Friday, August 19, 2011

Peppers Stuffed with Summer Squashes and Quinoa

My neighbor, Richard, is growing sweet frying peppers this year. They are similar to Cubanelle peppers, but just a little darker in color. They have a thin skin which makes them ideal for pan frying. We're eating gluten-free these days, so I prepared a filling of zucchini and yellow squash, onions, sunflower seeds and cooked quinoa. I served them over a light, fresh tomato sauce that is so easy to make.

Peppers Stuffed with Summer Squashes and Quinoa
8 long sweet green peppers, or Cubanelle
1.5 cups of cooked quinoa
1 medium (6-9 inch) zucchini, diced
1 medium (6-9 inch) summer squash, diced
1/2 small red onion, diced
1/3 cup/50g of toasted sunflower seeds
1/2 cup/60g grated Pecorino Romano cheese
Extra virgin olive oil

Saute the diced onion in about two teaspoons of olive oil until browned. Add the squashes and continue cooking until tender. Remove from the heat and lightly chop the squash.

Add the cooked quinoa and grated cheese, mix well, then add salt and pepper to taste. 

Roast the sunflower seeds over medium heat until golden brown.
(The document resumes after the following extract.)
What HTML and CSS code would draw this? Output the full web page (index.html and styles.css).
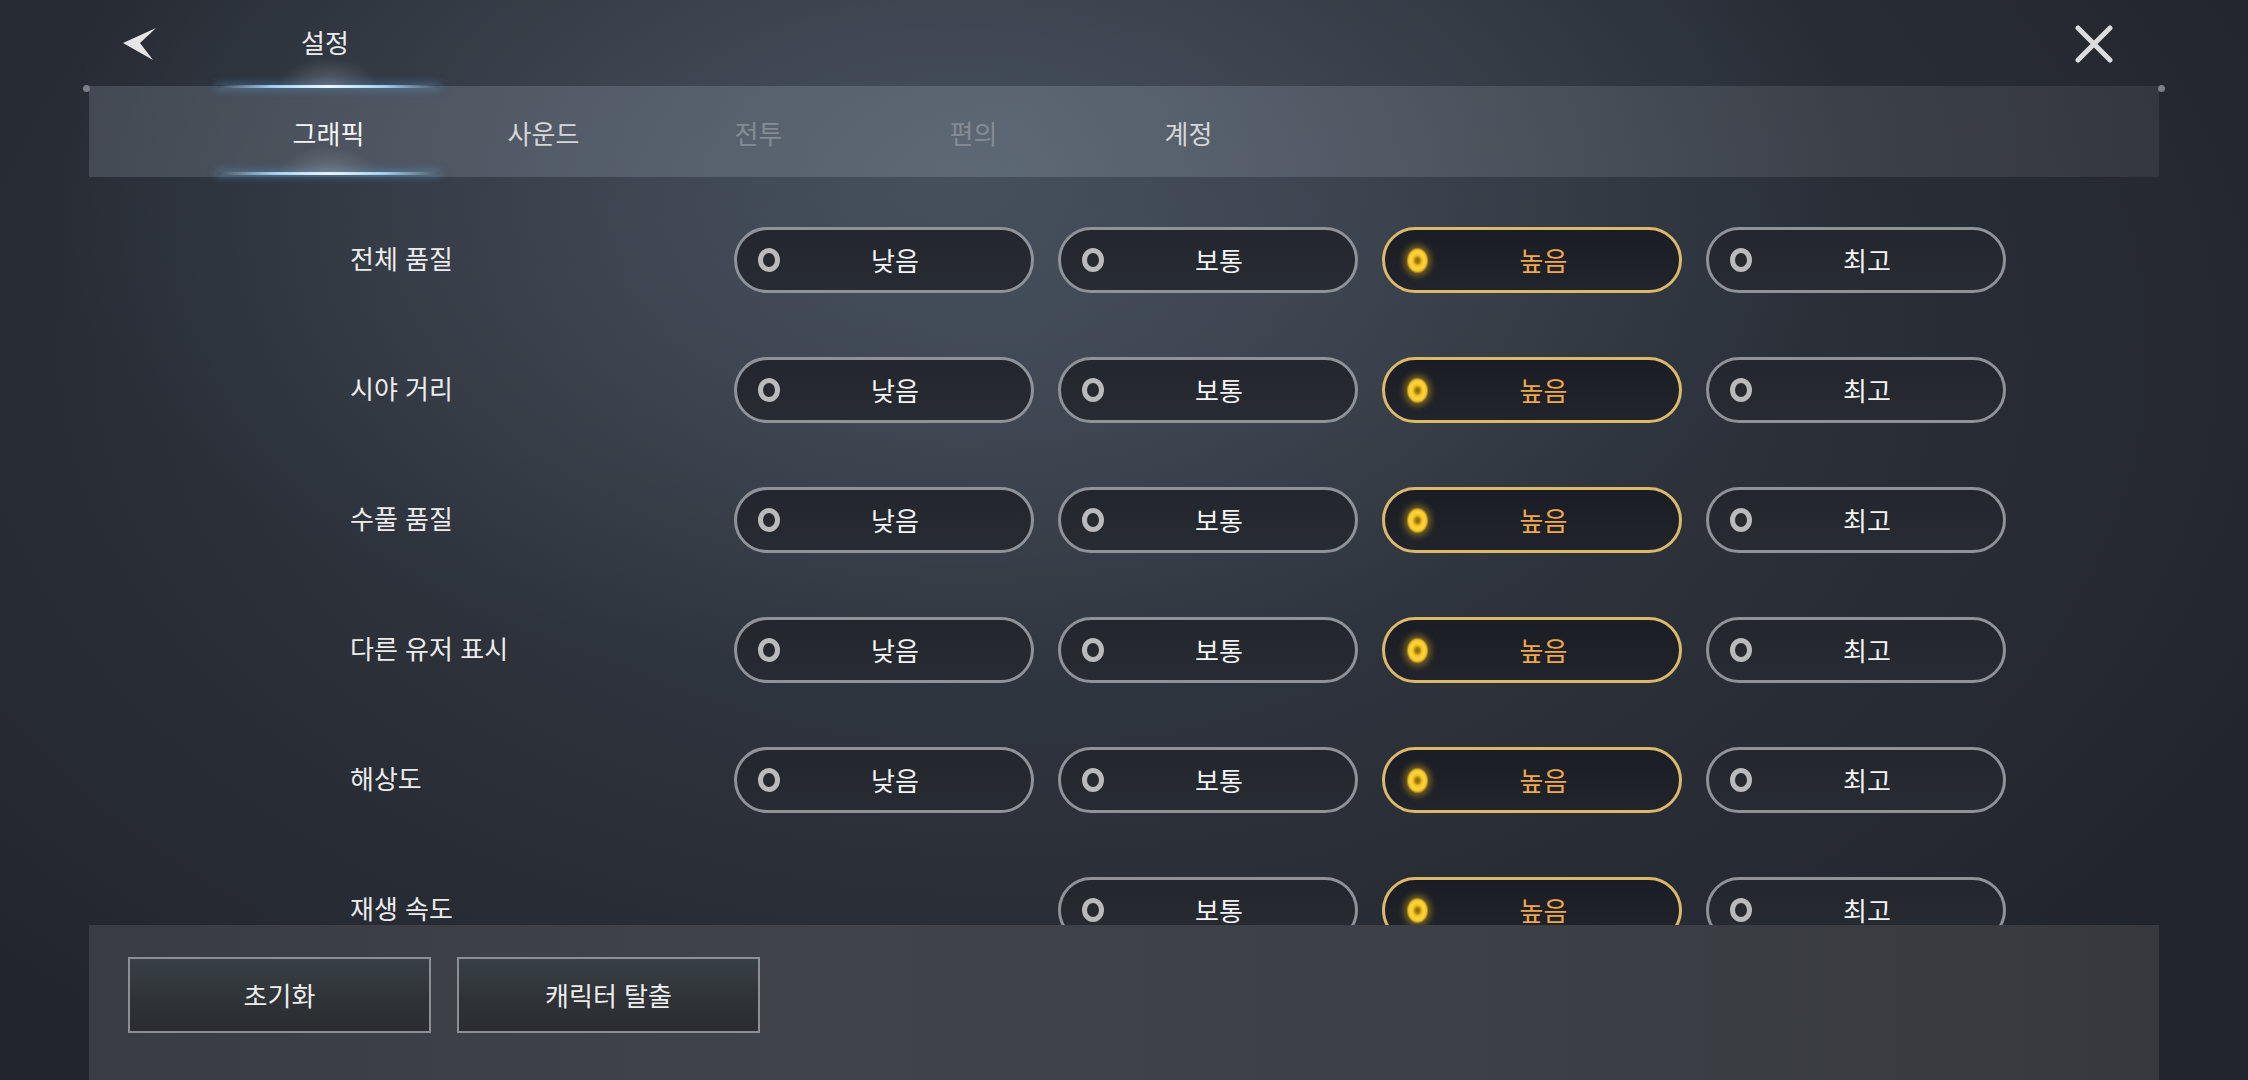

Mix into the filling.

Tomato Sauce
3 large ripe tomatoes, cored and quartered
1 clove garlic, peeled and sliced
Olive oil
6-8 fresh basil leaves

Warm the olive oil in a saute pan, add the garlic and brown. Add the tomatoes and cook until soft. Remove from the heat, add the basil and salt and pepper, to taste. Place the cooked tomatoes in a food processor, or blender, and process for about 30 seconds. There's no need to remove the skins as the processor chops them finely and they blend right into the sauce. This would be a great sauce to make with your August tomato harvest. It's quick, easy and it will freeze well.

Slice the tops off the peppers and set them aside. Clean the seed core from the inside of the pepper. If  you run a paring knife around the white core where it attaches to the inside of the pepper, it will come out easily. Take your time, so you don't tear them as these thin skinned peppers are a bit more fragile. Stuff the peppers, then add a few teaspoons of olive oil to your saute pan and heat. Cook over medium heat until golden brown. If the filling starts to come out a little just push it back in with a spoon. I sauteed the tops and used them as a garnish when I plated the peppers.

Pour a spoonful of tomato sauce on your plate, add the peppers and tops, then sprinkle with your favorite grated cheese. Richard's garden on a plate...delicious!